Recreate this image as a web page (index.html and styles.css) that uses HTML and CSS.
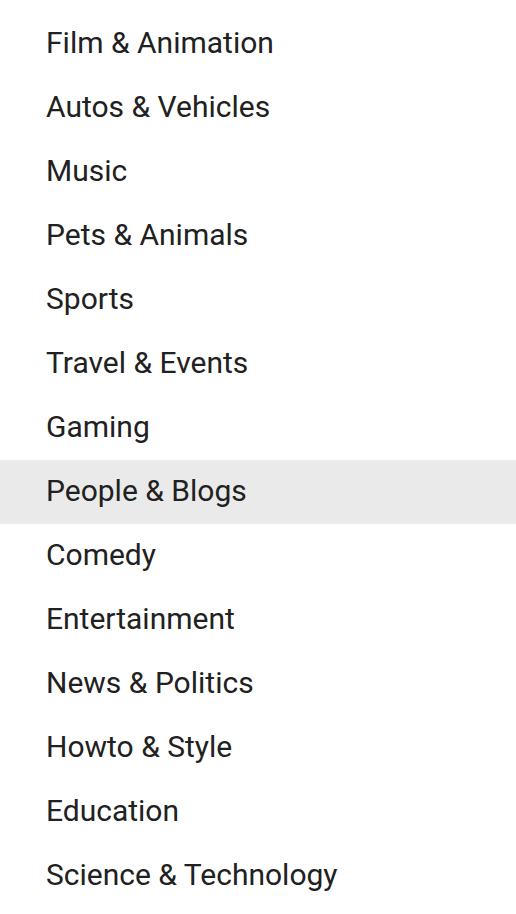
FILE: index.html
```html
<!DOCTYPE html>
<html>
<head>
  <meta charset="UTF-8">
  <link rel="stylesheet" href="styles.css">
</head>
<body>
  <ul class="category-list">
    <li class="category-item">Film &amp; Animation</li>
    <li class="category-item">Autos &amp; Vehicles</li>
    <li class="category-item">Music</li>
    <li class="category-item">Pets &amp; Animals</li>
    <li class="category-item">Sports</li>
    <li class="category-item">Travel &amp; Events</li>
    <li class="category-item">Gaming</li>
    <li class="category-item selected">People &amp; Blogs</li>
    <li class="category-item">Comedy</li>
    <li class="category-item">Entertainment</li>
    <li class="category-item">News &amp; Politics</li>
    <li class="category-item">Howto &amp; Style</li>
    <li class="category-item">Education</li>
    <li class="category-item">Science &amp; Technology</li>
  </ul>
</body>
</html>
```

FILE: styles.css
```css
body {
  margin: 0;
  background-color: #fff;
  font-family: Roboto, "Liberation Sans", sans-serif;
}

.category-list {
  list-style: none;
  margin: 0;
  padding: 12px 0 0;
}

.category-item {
  display: flex;
  align-items: center;
  height: 64px;
  box-sizing: border-box;
  padding: 0 46px 4px;
  font-size: 30px;
  color: #212121;
}

.category-item.selected {
  background-color: #eaeaea;
}
```
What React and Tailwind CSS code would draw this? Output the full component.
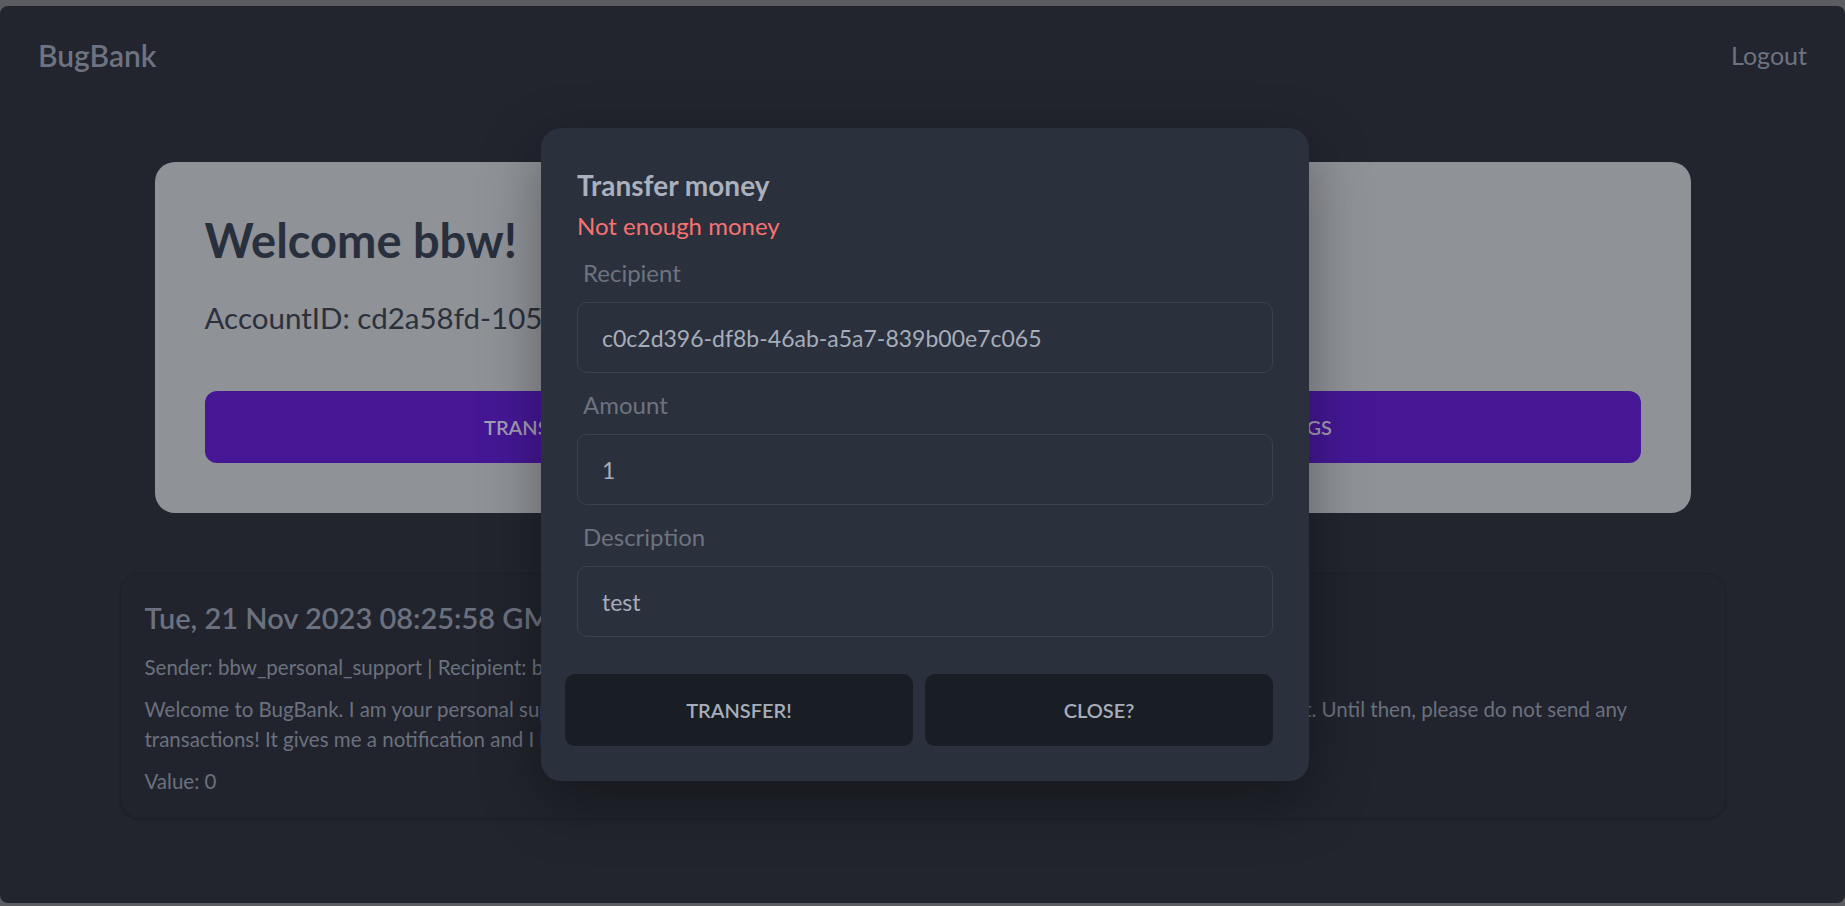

---+---

YOUR OBJECTIVE: Restate the data above word for word. Do not include the images.

COMPLETE ANSWER:
Recreate this image as a web page (index.html and styles.css) that uses HTML and CSS.
FILE: index.html
```html
<!DOCTYPE html>
<html>
<head>
  <meta charset="UTF-8">
  <link rel="stylesheet" href="styles.css">
</head>
<body>
  <ul class="category-list">
    <li class="category-item">Film &amp; Animation</li>
    <li class="category-item">Autos &amp; Vehicles</li>
    <li class="category-item">Music</li>
    <li class="category-item">Pets &amp; Animals</li>
    <li class="category-item">Sports</li>
    <li class="category-item">Travel &amp; Events</li>
    <li class="category-item">Gaming</li>
    <li class="category-item selected">People &amp; Blogs</li>
    <li class="category-item">Comedy</li>
    <li class="category-item">Entertainment</li>
    <li class="category-item">News &amp; Politics</li>
    <li class="category-item">Howto &amp; Style</li>
    <li class="category-item">Education</li>
    <li class="category-item">Science &amp; Technology</li>
  </ul>
</body>
</html>
```

FILE: styles.css
```css
body {
  margin: 0;
  background-color: #fff;
  font-family: Roboto, "Liberation Sans", sans-serif;
}

.category-list {
  list-style: none;
  margin: 0;
  padding: 12px 0 0;
}

.category-item {
  display: flex;
  align-items: center;
  height: 64px;
  box-sizing: border-box;
  padding: 0 46px 4px;
  font-size: 30px;
  color: #212121;
}

.category-item.selected {
  background-color: #eaeaea;
}
```
What React and Tailwind CSS code would draw this? Output the full component.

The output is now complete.